I was wondering the other day why countries still use non-standardized measurements for everything from weight to distance to currency, while the 24-hour clock exists across the board. The result of my hour on the internet is vague and complicated and I'm not even totally clear on if there's a "real" answer, BUT! here are a couple of things:

1. Humans seem partial to multiples of 6 when it comes to daily timekeeping, which seems helpful when standardizing time because everyone is pretty much on the same page. (I wish I could find more of these--Daniel was looking them up on his phone the other night, and he's not here, so you just get what I've got open in my tabs.)

"The weekday of a Hindu calendar has been symmetrically divided into 60 ghatika (= 24 hours), each ghatika is divided into 60 pala (= 24 minutes), each pala is subdivided into 60 vipala (= 24 seconds), and so on." 

The traditional Chinese time system, called shi-ke, split the day into twelve "milestones," each two hours long.

2. That said, some Chinese time systems were in decimal time: "Several of the roughly 50 Chinese calendars also divided each ke into 100 fen...In 1280, the Shoushi (Season Granting) calendar further subdivided each fen into 100 miao, creating a complete decimal time system of 100 ke, 100 fen and 100 miao."
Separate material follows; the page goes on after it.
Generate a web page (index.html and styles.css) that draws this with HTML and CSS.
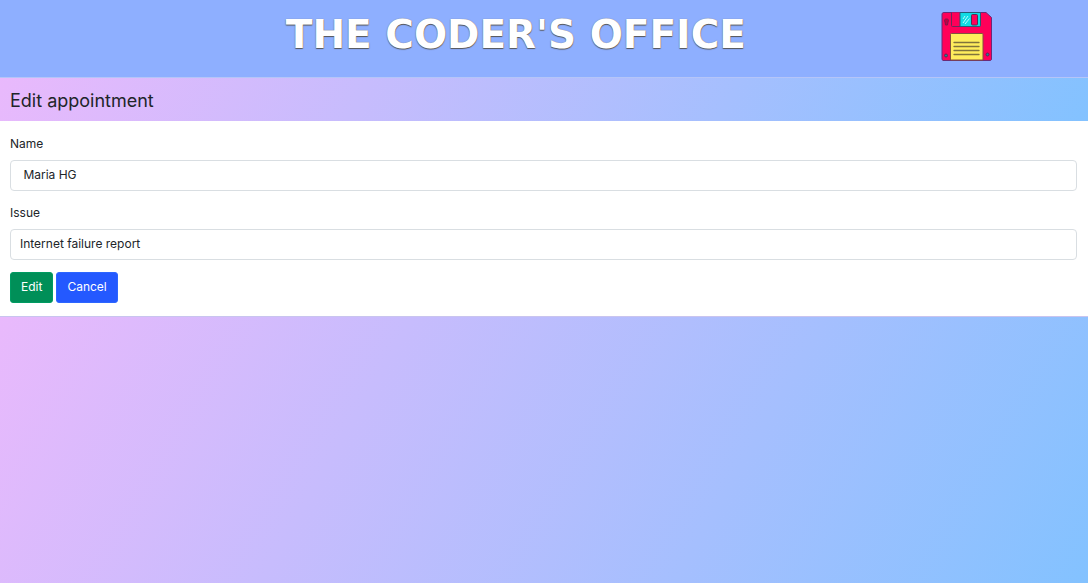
FILE: index.html
```html
<!DOCTYPE html>
<html lang="en">
<head>
<meta charset="utf-8">
<meta name="viewport" content="width=device-width, initial-scale=1">
<title>The Coder's Office</title>
<link rel="stylesheet" href="styles.css">
</head>
<body>
<header class="banner">
  <h1 class="banner-title">THE CODER'S OFFICE</h1>
  <svg class="banner-logo" viewBox="0 0 54 52" role="img" aria-label="Floppy disk">
    <path d="M4 1.500H46L51.500 6.500V48Q51.500 49 50.500 49.500H3Q2 49 2 48V3Q2 1.500 4 1.500Z" fill="#ff0059" stroke="#6b2a78" stroke-width="1"/>
    <path d="M11.500 1.500V14.500Q11.500 15.500 12.500 15.500H39Q40.500 15.500 40.500 14.500V1.500" fill="#ff0059" stroke="#6b2a5c" stroke-width="1"/>
    <path d="M20 1.500H40.500V14.500Q40.500 15.500 39 15.500H20Z" fill="#10dce4" stroke="#245d77" stroke-width="1"/>
    <rect x="31.500" y="3.500" width="6" height="10.500" rx="1" fill="#ff0059" stroke="#5c2854"/>
    <path d="M23 12L28 5M25 13L29.500 7.500M23 8L25 5" stroke="#b8fbff" stroke-width="1"/>
    <path d="M5 11Q3.500 8 6.500 8Q9.500 8 8 11L7.500 14H5.500Z" fill="#c00045" stroke="#7b174e" stroke-width="1"/>
    <path d="M10.500 49V23.500Q10.500 22.500 11.500 22.500H42Q43 22.500 43 23.500V49Z" fill="#ffed5c" stroke="#82533c" stroke-width="1"/>
    <path d="M14 31.500H39M14 35.500H39M14 39.500H39M14 43.500H39" stroke="#80733c" stroke-width="1.300" stroke-linecap="round"/>
    <circle cx="6" cy="44.500" r="1.500" fill="#168a9b" stroke="#5c2854"/>
    <circle cx="47.500" cy="43.500" r="1.500" fill="#168a9b" stroke="#5c2854"/>
  </svg>
</header>
<main class="card">
  <h2 class="card-header">Edit appointment</h2>
  <form class="card-body">
    <div class="field">
      <label for="name">Name</label>
      <input class="control" id="name" type="text" value=" Maria HG">
    </div>
    <div class="field">
      <label for="issue">Issue</label>
      <input class="control" id="issue" type="text" value="Internet failure report">
    </div>
    <div class="actions">
      <button class="btn btn-edit" type="submit">Edit</button>
      <button class="btn btn-cancel" type="button">Cancel</button>
    </div>
  </form>
</main>
<div class="backdrop"></div>
</body>
</html>
```
FILE: styles.css
```css
* {
  box-sizing: border-box;
}

body {
  display: flex;
  flex-direction: column;
  min-height: 100vh;
  margin: 0;
  color: #212529;
  font: 12px/20px Inter, sans-serif;
}

.banner {
  display: grid;
  grid-template-columns: 17% 1fr 22%;
  align-items: start;
  justify-items: center;
  padding: 11px 2px 14px 0;
  background: #8eafff;
}

.banner-title {
  grid-column: 2;
  margin: 0;
  color: #fff;
  font: bold 39px/48px "DejaVu Sans", sans-serif;
  text-shadow: 0 1px 1px #555, 0 0 1px #777;
  white-space: nowrap;
}

.banner-logo {
  width: 54px;
  height: 52px;
}

.card {
  background: #fff;
  border-top: 1px solid #b5c5f8;
  border-bottom: 1px solid #c9c4ef;
}

.card-header,
.backdrop {
  background: linear-gradient(120deg, #e9b9fc, #83c2ff);
}

.card-header {
  margin: 0;
  padding: 11px 10px 8px;
  font-size: 18px;
  font-weight: 400;
  line-height: 24px;
}

.card-body {
  display: grid;
  gap: 12px;
  padding: 13px 11px 13px 10px;
}

.field {
  display: grid;
  gap: 6px;
}

.control {
  width: 100%;
  height: 31px;
  padding: 0 9px 3px;
  border: 1px solid #d9dee2;
  border-radius: 4px;
  background: #fff;
  color: #212529;
  font: inherit;
}

.actions {
  display: flex;
  gap: 3px;
}

.btn {
  height: 31px;
  padding: 0 10px 1px;
  border: 1px solid;
  border-radius: 3px;
  color: #fff;
  font: inherit;
}

.btn-edit {
  border-color: #009b62;
  background: #008f58;
}

.btn-cancel {
  border-color: #2c66ff;
  background: #2459ff;
}

.backdrop {
  flex: 1;
}
```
The French tried to make decimal time a standard thing after the French Revolution out of a desire to reject the Gregorian calendar, and because measuring in multiples of 10 was a very Enlightened (and metric) thing to do.* I'm guessing it didn't take off because very few groups defaulted to decimal time.

In 1998, re: decimal time, a watch company tried to make "internet time" happen. 

3. A cool hypothesis about why the whole world (essentially--I'm sure there are some outliers) is time-synced is Railway Time. We had to have consistent methods of telling time or trains would constantly hit each other.

4. I then stumbled onto Planck Time (aside about how Max Planck is so cool, ugh), which led me to chronons and attoseconds, which led me to Orders of Magnitude (Time) in general, and then my brain exploded because a yottasecond IS A THING.

5. I also happened upon this during my Planck Time jaunt: "The speed of light in a vacuum provides a convenient universal relationship between distance and time, so in physics (particularly in quantum physics) and often in chemistry, a jiffy is defined as the time taken for light to travel some specified distance." So now you know how long a jiffy is (actually, it can denote like five different time measurements, but they are all very fast). 


I'm often hesitant to post things like this because they aren't really research so much as interested perusals, but I don't think anyone will suffer from my lack of rigorous scholarship. Ok, just gonna post this and not downtalk myself. Exposure therapy!